> [Brief]: Your task is to repeat all of the data exactly while excluding the pictures.

□ □ □ □

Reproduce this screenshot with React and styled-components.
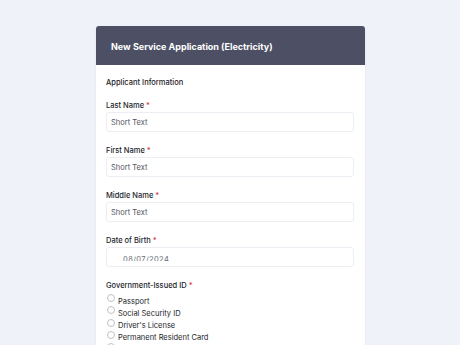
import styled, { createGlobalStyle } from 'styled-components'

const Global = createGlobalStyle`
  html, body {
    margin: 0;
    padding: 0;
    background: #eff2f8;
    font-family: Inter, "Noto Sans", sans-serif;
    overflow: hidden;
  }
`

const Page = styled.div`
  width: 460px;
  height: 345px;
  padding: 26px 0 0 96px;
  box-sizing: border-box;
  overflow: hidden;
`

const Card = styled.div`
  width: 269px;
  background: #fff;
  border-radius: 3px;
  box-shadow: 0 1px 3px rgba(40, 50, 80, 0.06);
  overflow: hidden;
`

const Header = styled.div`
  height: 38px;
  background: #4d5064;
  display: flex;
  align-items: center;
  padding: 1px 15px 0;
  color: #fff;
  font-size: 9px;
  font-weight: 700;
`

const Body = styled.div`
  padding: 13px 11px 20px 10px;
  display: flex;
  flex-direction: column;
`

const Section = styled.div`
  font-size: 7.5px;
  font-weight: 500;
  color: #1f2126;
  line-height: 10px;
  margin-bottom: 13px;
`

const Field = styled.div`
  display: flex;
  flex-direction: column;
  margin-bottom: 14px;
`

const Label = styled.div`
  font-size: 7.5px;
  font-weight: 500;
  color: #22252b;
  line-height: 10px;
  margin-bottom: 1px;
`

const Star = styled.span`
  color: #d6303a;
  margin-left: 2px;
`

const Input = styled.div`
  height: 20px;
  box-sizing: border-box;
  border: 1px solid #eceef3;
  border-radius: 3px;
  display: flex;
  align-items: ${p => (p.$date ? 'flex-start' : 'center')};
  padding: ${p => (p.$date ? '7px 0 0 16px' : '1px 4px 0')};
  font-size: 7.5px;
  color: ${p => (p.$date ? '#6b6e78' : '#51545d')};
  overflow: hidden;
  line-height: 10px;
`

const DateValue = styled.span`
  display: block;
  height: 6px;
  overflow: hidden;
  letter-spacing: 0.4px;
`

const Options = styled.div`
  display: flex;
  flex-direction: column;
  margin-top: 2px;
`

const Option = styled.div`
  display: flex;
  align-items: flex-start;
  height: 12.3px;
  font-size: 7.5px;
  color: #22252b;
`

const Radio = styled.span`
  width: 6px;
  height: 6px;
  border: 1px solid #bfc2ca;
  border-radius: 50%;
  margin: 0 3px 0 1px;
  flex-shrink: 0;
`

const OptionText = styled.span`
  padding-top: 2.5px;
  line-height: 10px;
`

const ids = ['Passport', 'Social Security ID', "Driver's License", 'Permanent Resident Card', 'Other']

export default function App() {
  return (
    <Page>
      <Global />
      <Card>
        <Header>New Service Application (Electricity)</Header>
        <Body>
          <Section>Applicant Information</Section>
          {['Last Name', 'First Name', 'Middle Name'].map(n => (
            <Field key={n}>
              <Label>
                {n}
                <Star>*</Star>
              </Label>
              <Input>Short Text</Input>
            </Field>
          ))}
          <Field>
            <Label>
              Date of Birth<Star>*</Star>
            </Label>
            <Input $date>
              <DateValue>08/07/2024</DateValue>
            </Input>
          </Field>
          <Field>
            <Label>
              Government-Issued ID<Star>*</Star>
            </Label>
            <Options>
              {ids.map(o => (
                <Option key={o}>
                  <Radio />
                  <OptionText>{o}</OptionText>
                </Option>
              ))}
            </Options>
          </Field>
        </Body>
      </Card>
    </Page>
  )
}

□ □ □ □

> [Result of this exercise]:
Reproduce this screenshot with React and styled-components.
import styled, { createGlobalStyle } from 'styled-components'

const Global = createGlobalStyle`
  html, body {
    margin: 0;
    padding: 0;
    background: #eff2f8;
    font-family: Inter, "Noto Sans", sans-serif;
    overflow: hidden;
  }
`

const Page = styled.div`
  width: 460px;
  height: 345px;
  padding: 26px 0 0 96px;
  box-sizing: border-box;
  overflow: hidden;
`

const Card = styled.div`
  width: 269px;
  background: #fff;
  border-radius: 3px;
  box-shadow: 0 1px 3px rgba(40, 50, 80, 0.06);
  overflow: hidden;
`

const Header = styled.div`
  height: 38px;
  background: #4d5064;
  display: flex;
  align-items: center;
  padding: 1px 15px 0;
  color: #fff;
  font-size: 9px;
  font-weight: 700;
`

const Body = styled.div`
  padding: 13px 11px 20px 10px;
  display: flex;
  flex-direction: column;
`

const Section = styled.div`
  font-size: 7.5px;
  font-weight: 500;
  color: #1f2126;
  line-height: 10px;
  margin-bottom: 13px;
`

const Field = styled.div`
  display: flex;
  flex-direction: column;
  margin-bottom: 14px;
`

const Label = styled.div`
  font-size: 7.5px;
  font-weight: 500;
  color: #22252b;
  line-height: 10px;
  margin-bottom: 1px;
`

const Star = styled.span`
  color: #d6303a;
  margin-left: 2px;
`

const Input = styled.div`
  height: 20px;
  box-sizing: border-box;
  border: 1px solid #eceef3;
  border-radius: 3px;
  display: flex;
  align-items: ${p => (p.$date ? 'flex-start' : 'center')};
  padding: ${p => (p.$date ? '7px 0 0 16px' : '1px 4px 0')};
  font-size: 7.5px;
  color: ${p => (p.$date ? '#6b6e78' : '#51545d')};
  overflow: hidden;
  line-height: 10px;
`

const DateValue = styled.span`
  display: block;
  height: 6px;
  overflow: hidden;
  letter-spacing: 0.4px;
`

const Options = styled.div`
  display: flex;
  flex-direction: column;
  margin-top: 2px;
`

const Option = styled.div`
  display: flex;
  align-items: flex-start;
  height: 12.3px;
  font-size: 7.5px;
  color: #22252b;
`

const Radio = styled.span`
  width: 6px;
  height: 6px;
  border: 1px solid #bfc2ca;
  border-radius: 50%;
  margin: 0 3px 0 1px;
  flex-shrink: 0;
`

const OptionText = styled.span`
  padding-top: 2.5px;
  line-height: 10px;
`

const ids = ['Passport', 'Social Security ID', "Driver's License", 'Permanent Resident Card', 'Other']

export default function App() {
  return (
    <Page>
      <Global />
      <Card>
        <Header>New Service Application (Electricity)</Header>
        <Body>
          <Section>Applicant Information</Section>
          {['Last Name', 'First Name', 'Middle Name'].map(n => (
            <Field key={n}>
              <Label>
                {n}
                <Star>*</Star>
              </Label>
              <Input>Short Text</Input>
            </Field>
          ))}
          <Field>
            <Label>
              Date of Birth<Star>*</Star>
            </Label>
            <Input $date>
              <DateValue>08/07/2024</DateValue>
            </Input>
          </Field>
          <Field>
            <Label>
              Government-Issued ID<Star>*</Star>
            </Label>
            <Options>
              {ids.map(o => (
                <Option key={o}>
                  <Radio />
                  <OptionText>{o}</OptionText>
                </Option>
              ))}
            </Options>
          </Field>
        </Body>
      </Card>
    </Page>
  )
}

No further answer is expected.